Froehlich's juxtaposed her home and Home to great
effect. The gallery was a standard, white-walled, well-lit place, and
yet it was also had bathrooms, stairs, and a back porch --- all the
accoutrements of a house. It was both comfortable and professional at
the same time. The first presentation of note was a collection of
photographs of houses. The accompanying text was simple and along the
lines of, "I went looking for my old house and couldn't find it."
Examining each home in each picture, I found each one familiar, a house
I'd seen driving around my old hometown. I couldn't stop looking and
wondering which houses I might have seen before, which one the artist
had lived in, and why he couldn't remember where he had once lived.
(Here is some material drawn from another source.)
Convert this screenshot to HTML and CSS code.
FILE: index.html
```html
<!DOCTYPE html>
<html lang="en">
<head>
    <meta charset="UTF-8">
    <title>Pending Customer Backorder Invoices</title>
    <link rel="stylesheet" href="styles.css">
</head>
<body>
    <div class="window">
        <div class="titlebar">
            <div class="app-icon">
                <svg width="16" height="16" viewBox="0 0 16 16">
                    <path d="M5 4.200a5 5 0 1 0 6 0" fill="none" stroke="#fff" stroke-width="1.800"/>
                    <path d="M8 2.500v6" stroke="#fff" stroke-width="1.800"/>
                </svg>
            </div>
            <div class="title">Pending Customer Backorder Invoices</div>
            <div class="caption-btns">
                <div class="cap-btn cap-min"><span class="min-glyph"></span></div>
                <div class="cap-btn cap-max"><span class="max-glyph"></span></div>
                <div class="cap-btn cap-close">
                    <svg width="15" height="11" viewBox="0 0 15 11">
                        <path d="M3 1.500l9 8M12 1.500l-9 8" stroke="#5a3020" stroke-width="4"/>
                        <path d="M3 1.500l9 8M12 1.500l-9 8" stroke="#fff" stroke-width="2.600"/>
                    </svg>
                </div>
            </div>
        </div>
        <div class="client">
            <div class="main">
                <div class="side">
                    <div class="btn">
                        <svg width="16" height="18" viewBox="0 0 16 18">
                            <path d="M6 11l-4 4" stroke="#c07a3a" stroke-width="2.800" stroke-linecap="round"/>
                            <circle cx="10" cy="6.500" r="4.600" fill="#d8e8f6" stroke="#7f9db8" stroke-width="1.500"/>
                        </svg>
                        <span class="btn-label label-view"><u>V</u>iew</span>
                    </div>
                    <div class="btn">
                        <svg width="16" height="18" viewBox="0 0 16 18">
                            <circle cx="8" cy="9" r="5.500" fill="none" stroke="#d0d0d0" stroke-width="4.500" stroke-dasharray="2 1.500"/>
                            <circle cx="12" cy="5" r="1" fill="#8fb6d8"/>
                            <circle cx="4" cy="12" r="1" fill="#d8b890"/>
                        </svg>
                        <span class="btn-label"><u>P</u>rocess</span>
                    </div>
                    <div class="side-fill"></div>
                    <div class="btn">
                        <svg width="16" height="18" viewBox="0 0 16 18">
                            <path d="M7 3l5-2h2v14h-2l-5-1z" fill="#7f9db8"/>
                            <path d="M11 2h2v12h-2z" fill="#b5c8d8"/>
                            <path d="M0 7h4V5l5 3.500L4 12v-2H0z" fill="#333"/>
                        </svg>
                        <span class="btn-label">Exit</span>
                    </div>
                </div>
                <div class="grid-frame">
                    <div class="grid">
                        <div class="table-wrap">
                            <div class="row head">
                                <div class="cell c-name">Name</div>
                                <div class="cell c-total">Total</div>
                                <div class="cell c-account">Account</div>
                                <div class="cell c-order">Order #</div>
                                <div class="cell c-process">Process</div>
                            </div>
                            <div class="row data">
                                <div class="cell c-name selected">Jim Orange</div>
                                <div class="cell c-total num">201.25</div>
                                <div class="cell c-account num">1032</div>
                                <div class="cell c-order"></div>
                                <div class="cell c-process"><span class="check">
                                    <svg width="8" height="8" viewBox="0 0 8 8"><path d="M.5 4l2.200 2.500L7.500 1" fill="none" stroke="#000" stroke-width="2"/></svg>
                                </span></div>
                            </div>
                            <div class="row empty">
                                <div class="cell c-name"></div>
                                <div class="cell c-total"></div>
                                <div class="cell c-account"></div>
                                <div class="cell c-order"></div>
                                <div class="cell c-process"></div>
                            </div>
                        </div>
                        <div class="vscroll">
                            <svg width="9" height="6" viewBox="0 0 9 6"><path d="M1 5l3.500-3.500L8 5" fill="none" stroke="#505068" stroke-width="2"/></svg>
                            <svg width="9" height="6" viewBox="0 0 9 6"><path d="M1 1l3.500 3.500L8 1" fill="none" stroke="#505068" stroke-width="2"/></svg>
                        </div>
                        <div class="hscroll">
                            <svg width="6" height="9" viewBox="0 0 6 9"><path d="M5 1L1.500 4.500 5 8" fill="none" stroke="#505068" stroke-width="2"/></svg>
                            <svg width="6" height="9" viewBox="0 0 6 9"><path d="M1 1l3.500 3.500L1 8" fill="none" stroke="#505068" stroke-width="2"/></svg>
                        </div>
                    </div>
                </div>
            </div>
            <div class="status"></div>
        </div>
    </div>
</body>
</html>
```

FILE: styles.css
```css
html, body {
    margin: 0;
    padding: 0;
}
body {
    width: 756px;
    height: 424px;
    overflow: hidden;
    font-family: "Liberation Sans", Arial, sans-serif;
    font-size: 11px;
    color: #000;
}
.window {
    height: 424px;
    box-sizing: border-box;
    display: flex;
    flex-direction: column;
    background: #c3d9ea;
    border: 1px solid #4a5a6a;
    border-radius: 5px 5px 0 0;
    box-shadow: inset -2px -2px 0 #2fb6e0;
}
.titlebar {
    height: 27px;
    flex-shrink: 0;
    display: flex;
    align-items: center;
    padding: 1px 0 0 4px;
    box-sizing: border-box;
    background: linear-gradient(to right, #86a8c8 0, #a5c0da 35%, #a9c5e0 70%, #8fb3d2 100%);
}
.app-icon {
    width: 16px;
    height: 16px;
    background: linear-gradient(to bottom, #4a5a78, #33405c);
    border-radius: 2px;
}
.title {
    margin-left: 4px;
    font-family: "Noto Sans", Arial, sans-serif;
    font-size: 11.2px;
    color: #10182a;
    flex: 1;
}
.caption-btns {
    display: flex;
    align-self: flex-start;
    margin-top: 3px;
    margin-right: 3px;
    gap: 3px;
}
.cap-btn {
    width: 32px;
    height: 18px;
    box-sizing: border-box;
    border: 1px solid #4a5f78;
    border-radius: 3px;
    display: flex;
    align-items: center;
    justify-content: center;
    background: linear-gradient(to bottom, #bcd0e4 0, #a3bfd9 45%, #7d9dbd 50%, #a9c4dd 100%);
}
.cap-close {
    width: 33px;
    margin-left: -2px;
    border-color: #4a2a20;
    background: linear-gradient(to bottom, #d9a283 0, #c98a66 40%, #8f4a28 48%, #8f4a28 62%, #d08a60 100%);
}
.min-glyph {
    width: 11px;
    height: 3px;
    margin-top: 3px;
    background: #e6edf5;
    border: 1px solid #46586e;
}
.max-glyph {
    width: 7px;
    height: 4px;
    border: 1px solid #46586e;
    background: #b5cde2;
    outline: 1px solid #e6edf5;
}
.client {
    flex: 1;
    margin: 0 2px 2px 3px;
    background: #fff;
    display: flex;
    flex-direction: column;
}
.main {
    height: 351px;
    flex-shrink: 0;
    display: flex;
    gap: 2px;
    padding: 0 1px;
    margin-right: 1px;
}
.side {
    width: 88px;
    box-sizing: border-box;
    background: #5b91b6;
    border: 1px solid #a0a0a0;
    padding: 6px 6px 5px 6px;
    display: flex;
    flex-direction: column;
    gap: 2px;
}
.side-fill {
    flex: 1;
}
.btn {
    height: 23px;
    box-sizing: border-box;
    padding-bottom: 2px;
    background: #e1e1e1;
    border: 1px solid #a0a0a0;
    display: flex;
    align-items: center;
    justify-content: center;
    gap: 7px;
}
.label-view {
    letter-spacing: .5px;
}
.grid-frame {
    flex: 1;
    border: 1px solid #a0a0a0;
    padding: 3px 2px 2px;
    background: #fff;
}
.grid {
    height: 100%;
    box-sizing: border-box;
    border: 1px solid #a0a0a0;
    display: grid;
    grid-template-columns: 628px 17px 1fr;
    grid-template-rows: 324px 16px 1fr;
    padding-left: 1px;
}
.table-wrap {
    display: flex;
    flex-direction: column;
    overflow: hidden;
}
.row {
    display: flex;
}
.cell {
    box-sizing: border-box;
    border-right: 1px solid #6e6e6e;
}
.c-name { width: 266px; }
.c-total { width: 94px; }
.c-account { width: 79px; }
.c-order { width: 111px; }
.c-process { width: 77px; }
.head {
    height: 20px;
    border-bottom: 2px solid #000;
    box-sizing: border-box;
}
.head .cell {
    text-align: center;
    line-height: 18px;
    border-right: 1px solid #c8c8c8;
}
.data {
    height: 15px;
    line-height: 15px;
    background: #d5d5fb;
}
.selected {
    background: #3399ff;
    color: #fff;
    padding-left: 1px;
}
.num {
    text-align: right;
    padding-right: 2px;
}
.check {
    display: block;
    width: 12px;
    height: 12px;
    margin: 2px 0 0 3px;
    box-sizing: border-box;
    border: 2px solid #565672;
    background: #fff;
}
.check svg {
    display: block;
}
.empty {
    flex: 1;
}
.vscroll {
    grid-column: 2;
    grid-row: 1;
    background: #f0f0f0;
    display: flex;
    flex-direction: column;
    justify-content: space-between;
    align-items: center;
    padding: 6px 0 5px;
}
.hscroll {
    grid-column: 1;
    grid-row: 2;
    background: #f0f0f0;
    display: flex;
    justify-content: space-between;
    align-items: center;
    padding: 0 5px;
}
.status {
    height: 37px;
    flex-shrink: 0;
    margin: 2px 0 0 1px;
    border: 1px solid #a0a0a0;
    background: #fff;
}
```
I
then realized that if someone had shown me a picture of my first house
I would not have recognized it. Our perception of things changes over
time, and something that was once very large might now seem fairly
average. The idea of home is painfully subject to that same shift in
view.
Other pieces included a set of pink ceramic antlers by artist
Christine Tillman, who said of her piece, "As an artist I am interested
in man made interpretations of natural forms ... I'm interested in
bringing the outside inside, and [in] how we alter natural forms to
make them easier to digest or more sterile and friendly." The antlers,
an unnatural shade of pastel pink, appeared striking against the white
wall and as a subject seemed out of place; yet the warmth of the pink
forced the room and the viewer to accept them.
Sprinkled throughout every room on the first floor were
everything from stark portraits of East Baltimore at night, a wigwam (a
space open and inviting to all who wanted a small escape from the din
of chatter), a simulated kitchen table with hot apple pie served to all
who were willing to become part of the home installation (this was, in
my opinion, the most interesting installation not just because it
invited the attendees to eat, but it also invited them to accept the
table, room and house, as theirs for the using). The back room of the
house and the final room of the exhibit were decorated with two
`70s-style couches and a dim lamp allowing just enough light for a
projector from the same era, exhibiting a slideshow of photographs that
the artist's grandfather had taken in "times before the introduction of
words like divorce and addiction."
This was the first show that Froehlich has curated in her home,
and she hopes to hold another one in the upcoming months, with a
different theme. Her next show has much to live up to though, as the
first theme was masterfully executed, especially considering that the
pieces reflect the many artists' variegated conceptions of home. The
unique aspects of the pieces all meshed together seamlessly.